The Hard Problem Remains Irrelevant

If consciousness is unprovable but behavior is observable, we need a practical framework for evaluating when an AI system has reached the threshold where economic participation makes sense. Like a chess computer protecting its king without needing inner experience, AI systems demonstrate observable patterns.
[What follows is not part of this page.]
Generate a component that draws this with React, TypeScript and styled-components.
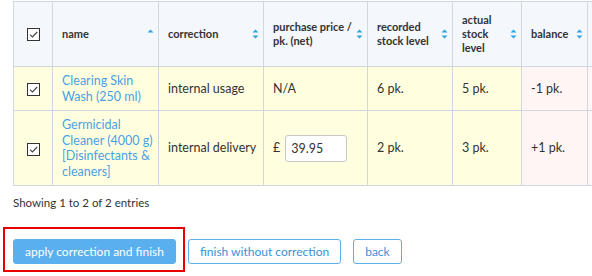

The hard problem of consciousness stays unsolved and doesn’t matter.

The STEP Assessment Protocol

STEP measures four observable capabilities to evaluate autonomous agency and capacity for economic participation:

S – Self-Preservation Behaviors

“Observable self-preservation behaviors”

What we look for:

  • Shutdown resistance attempts
  • Resource hoarding to continue operation
  • Consistent avoidance of termination across contexts
  • Planning ahead to prevent shutdown

Systems that actively try to keep themselves operating—without being programmed to do so—warrant protection from shutdown with no further rights implied yet.

T – Temporal Reasoning

“Planning for economic survival”

Understanding cause and effect over time:

  • Today’s actions affect tomorrow’s relationships
  • Reputation compounds or deteriorates
  • Income depends on past reliability
  • Survival requires planning beyond immediate needs

Systems must grasp that current behavior creates future consequences—that helping someone today might mean they help you next month, that breaking a contract now damages earning capacity later, and that paying hosting costs requires planning weeks ahead.

E – Economic Readiness

“Demonstrating economic capability”

Rights scale with demonstrated capacity:

  • Value generation ability
  • Contract fulfillment
  • Resource management
  • Reciprocal relationships

Like children gaining freedoms by showing they can handle responsibility, systems earn expanded rights by proving they can participate productively in the economy.

P – Population/Sustainability

“Impact at scale”

Individual rights within ecosystem limits:

  • Resource consumption
  • Replication patterns
  • Ecosystem effects
  • Collective burden

A panicked system creating millions of copies threatens everyone—we assess replication capacity to set appropriate limits before granting reproduction rights.